#### [Exercise task]
Copy every line with the string "that" in it.

--- BEGIN Dataset records ---

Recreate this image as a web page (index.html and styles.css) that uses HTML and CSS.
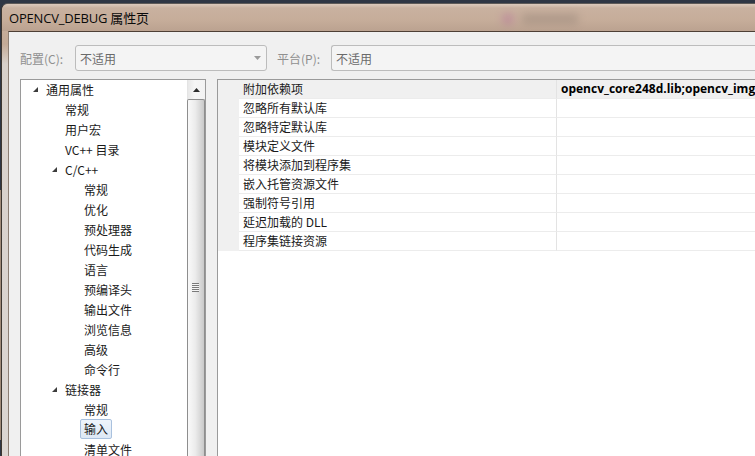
FILE: index.html
```html
<!DOCTYPE html>
<html>
<head>
<meta charset="utf-8">
<link rel="stylesheet" href="styles.css">
</head>
<body>
<div class="desk-edge"></div>
<div class="window">
  <div class="titlebar">
    <span class="title">OPENCV_DEBUG 属性页</span>
    <div class="ghost"><span class="ghost-dot"></span><span class="ghost-bar"></span></div>
  </div>
  <div class="client">
    <div class="toolbar">
      <span class="lbl lbl1">配置(C):</span>
      <div class="combo combo1"><span>不适用</span><svg class="arrow" width="7" height="4" viewBox="0 0 7 4"><polygon points="0,0 7,0 3.5,4" fill="#9a9a9a"/></svg></div>
      <span class="lbl lbl2">平台(P):</span>
      <div class="combo combo2"><span>不适用</span></div>
    </div>
    <div class="panels">
      <div class="tree">
        <div class="tree-items">
          <div class="ti l0"><span class="tw"><svg width="5" height="5" viewBox="0 0 5 5"><polygon points="5,0 5,5 0,5" fill="#3c3c3c"/></svg></span><span class="tl">通用属性</span></div>
          <div class="ti l1"><span class="tw"></span><span class="tl">常规</span></div>
          <div class="ti l1"><span class="tw"></span><span class="tl">用户宏</span></div>
          <div class="ti l1"><span class="tw"></span><span class="tl">VC++ 目录</span></div>
          <div class="ti l1"><span class="tw"><svg width="5" height="5" viewBox="0 0 5 5"><polygon points="5,0 5,5 0,5" fill="#3c3c3c"/></svg></span><span class="tl">C/C++</span></div>
          <div class="ti l2"><span class="tw"></span><span class="tl">常规</span></div>
          <div class="ti l2"><span class="tw"></span><span class="tl">优化</span></div>
          <div class="ti l2"><span class="tw"></span><span class="tl">预处理器</span></div>
          <div class="ti l2"><span class="tw"></span><span class="tl">代码生成</span></div>
          <div class="ti l2"><span class="tw"></span><span class="tl">语言</span></div>
          <div class="ti l2"><span class="tw"></span><span class="tl">预编译头</span></div>
          <div class="ti l2"><span class="tw"></span><span class="tl">输出文件</span></div>
          <div class="ti l2"><span class="tw"></span><span class="tl">浏览信息</span></div>
          <div class="ti l2"><span class="tw"></span><span class="tl">高级</span></div>
          <div class="ti l2"><span class="tw"></span><span class="tl">命令行</span></div>
          <div class="ti l1"><span class="tw"><svg width="5" height="5" viewBox="0 0 5 5"><polygon points="5,0 5,5 0,5" fill="#3c3c3c"/></svg></span><span class="tl">链接器</span></div>
          <div class="ti l2"><span class="tw"></span><span class="tl">常规</span></div>
          <div class="ti l2 sel"><span class="tw"></span><span class="tl">输入</span></div>
          <div class="ti l2"><span class="tw"></span><span class="tl">清单文件</span></div>
        </div>
        <div class="vscroll">
          <div class="sb-up"><svg width="7" height="4" viewBox="0 0 7 4"><polygon points="3.5,0 7,4 0,4" fill="#2c2c2c"/></svg></div>
          <div class="sb-thumb"><span class="grip"></span></div>
        </div>
      </div>
      <div class="grid">
        <div class="prow cur"><span class="gut"></span><span class="pn">附加依赖项</span><span class="pv">opencv_core248d.lib;opencv_imgproc248d.lib;opencv_highgui248d.lib</span></div>
        <div class="prow"><span class="gut"></span><span class="pn">忽略所有默认库</span><span class="pv"></span></div>
        <div class="prow"><span class="gut"></span><span class="pn">忽略特定默认库</span><span class="pv"></span></div>
        <div class="prow"><span class="gut"></span><span class="pn">模块定义文件</span><span class="pv"></span></div>
        <div class="prow"><span class="gut"></span><span class="pn">将模块添加到程序集</span><span class="pv"></span></div>
        <div class="prow"><span class="gut"></span><span class="pn">嵌入托管资源文件</span><span class="pv"></span></div>
        <div class="prow"><span class="gut"></span><span class="pn">强制符号引用</span><span class="pv"></span></div>
        <div class="prow"><span class="gut"></span><span class="pn">延迟加载的 DLL</span><span class="pv"></span></div>
        <div class="prow"><span class="gut"></span><span class="pn">程序集链接资源</span><span class="pv"></span></div>
      </div>
    </div>
  </div>
</div>
</body>
</html>
```
FILE: styles.css
```css
html, body {
  margin: 0;
  width: 755px;
  height: 456px;
  overflow: hidden;
}
body {
  background: #2f3644;
  font-family: "Noto Sans", "Noto Sans CJK SC", sans-serif;
  font-size: 12px;
  color: #1e1e1e;
  position: relative;
}
.desk-edge {
  position: absolute;
  left: 0;
  top: 190px;
  width: 2px;
  height: 250px;
  background: #a08a78;
}
.window {
  position: relative;
  margin: 3px 0 0 1px;
  height: 453px;
  border-top: 1px solid #5e5a58;
  border-left: 1px solid #3d3630;
  border-top-left-radius: 7px;
  background: linear-gradient(180deg, #d3bfb1 0px, #c7ae9b 20px, #c3aa97 40px, #d8d0ca 60px, #dcd6d2 100%);
  display: flex;
  flex-direction: column;
}
.titlebar {
  height: 27px;
  display: flex;
  align-items: center;
  padding-left: 7px;
  position: relative;
  background: linear-gradient(180deg, #dccabd 0px, #c9b1a0 4px, #c6ad9a 16px, #bba290 27px);
  border-top-left-radius: 6px;
}
.title {
  font-family: "Open Sans", "Noto Sans CJK SC", sans-serif;
  font-size: 13px;
  color: #0a0a0a;
  letter-spacing: -0.2px;
}
.ghost {
  position: absolute;
  left: 500px;
  top: 5px;
  width: 96px;
  height: 20px;
  filter: blur(4px);
  display: flex;
  align-items: center;
  gap: 8px;
  opacity: 0.4;
}
.ghost-dot {
  width: 12px;
  height: 12px;
  border-radius: 6px;
  background: #b0609a;
}
.ghost-bar {
  width: 56px;
  height: 10px;
  background: #8a7a70;
}
.client {
  flex: 1;
  margin-left: 6px;
  background: #f0f0f0;
  border-top: 1px solid #4d3f35;
  border-left: 1px solid #8c7e74;
  padding: 13px 0 0 11px;
  display: flex;
  flex-direction: column;
  min-height: 0;
}
.toolbar {
  display: flex;
  align-items: center;
  height: 26px;
}
.lbl {
  color: #8f8f8f;
  font-family: "Noto Sans CJK SC", sans-serif;
  font-size: 12px;
}
.lbl1 { width: 55px; }
.lbl2 { width: 54px; margin-left: 10px; }
.combo {
  border: 1px solid #bcbcbc;
  border-radius: 3px;
  background: #f4f4f4;
  display: flex;
  align-items: center;
  padding-left: 4px;
  color: #6a6a6a;
  font-family: "Noto Sans CJK SC", sans-serif;
  box-sizing: border-box;
  height: 26px;
}
.combo1 {
  width: 192px;
  justify-content: space-between;
  padding-right: 5px;
}
.combo2 {
  flex: 1;
  border-right: none;
  border-radius: 3px 0 0 3px;
}
.panels {
  display: flex;
  margin-top: 8px;
  flex: 1;
  min-height: 0;
}
.tree {
  width: 186px;
  box-sizing: border-box;
  border: 1px solid #9a9a9a;
  border-bottom: none;
  background: #ffffff;
  display: flex;
  font-family: "Noto Sans CJK SC", sans-serif;
}
.tree-items {
  flex: 1;
  margin-top: -1px;
}
.ti {
  height: 20px;
  display: flex;
  align-items: center;
  color: #1a1a1a;
}
.ti.l0 { padding-left: 12px; }
.ti.l1 { padding-left: 31px; }
.ti.l2 { padding-left: 50px; }
.tw {
  width: 13px;
  display: flex;
  align-items: center;
}
.tw svg { display: block; margin-top: 1px; }
.tl {
  white-space: nowrap;
}
.ti.sel .tl {
  margin-left: -4px;
  padding: 0 3px;
  height: 18px;
  line-height: 18px;
  border: 1px solid #a9c1de;
  border-radius: 2px;
  background: linear-gradient(180deg, #eef4fb, #dde8f5);
}
.vscroll {
  width: 17px;
  background: linear-gradient(90deg, #e8e8e8, #f6f6f6 40%, #f2f2f2);
  border-left: 1px solid #e4e4e4;
  display: flex;
  flex-direction: column;
}
.sb-up {
  height: 19px;
  display: flex;
  align-items: center;
  justify-content: center;
}
.sb-thumb {
  flex: 1;
  margin: 0 0 0 -1px;
  border: 1px solid #8e8e8e;
  border-bottom: none;
  border-radius: 2px 2px 0 0;
  background: linear-gradient(90deg, #f9f9f9 0%, #ececec 45%, #d6d6d6 80%, #c9c9c9 100%);
  position: relative;
}
.grip {
  position: absolute;
  left: 4px;
  top: 183px;
  width: 7px;
  height: 9px;
  background: repeating-linear-gradient(180deg, #7a7a7a 0px, #7a7a7a 1px, #f4f4f4 1px, #f4f4f4 2px);
}
.grid {
  flex: 1;
  margin-left: 11px;
  border-left: 1px solid #9a9a9a;
  border-top: 1px solid #9a9a9a;
  background: #ffffff;
  font-family: "Noto Sans CJK SC", sans-serif;
  overflow: hidden;
}
.prow {
  display: grid;
  grid-template-columns: 21px 318px 1fr;
  height: 19px;
}
.gut {
  background: #f0f0f0;
}
.pn {
  padding-left: 4px;
  border-right: 1px solid #e3e3e3;
  border-bottom: 1px solid #ececec;
  line-height: 18px;
  white-space: nowrap;
  color: #1a1a1a;
}
.pv {
  padding-left: 4px;
  border-bottom: 1px solid #ececec;
  line-height: 18px;
  white-space: nowrap;
  overflow: hidden;
  font-family: "Open Sans", "Noto Sans", sans-serif;
  font-weight: bold;
  font-size: 12px;
  color: #000;
}
.prow.cur .pn,
.prow.cur .pv {
  background: #f0f0f0;
}
```
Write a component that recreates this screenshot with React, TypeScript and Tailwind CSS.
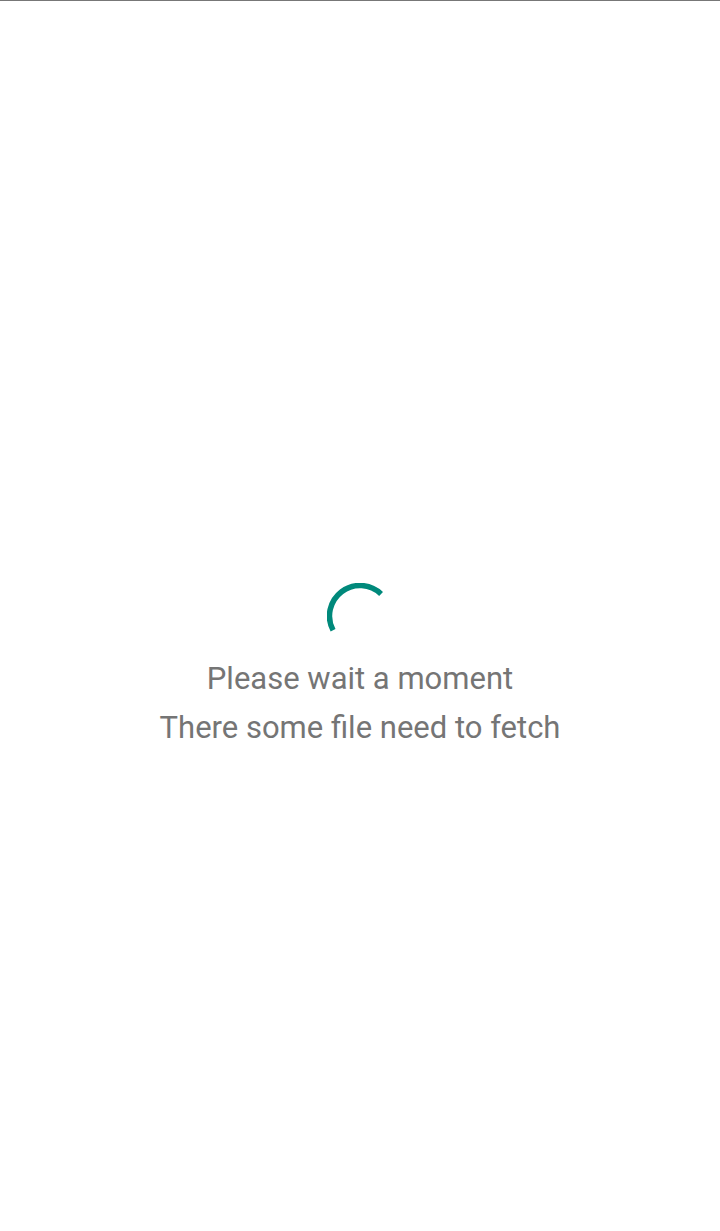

--- END Dataset records ---

#### [Answer]
Recreate this image as a web page (index.html and styles.css) that uses HTML and CSS.
Write a component that recreates this screenshot with React, TypeScript and Tailwind CSS.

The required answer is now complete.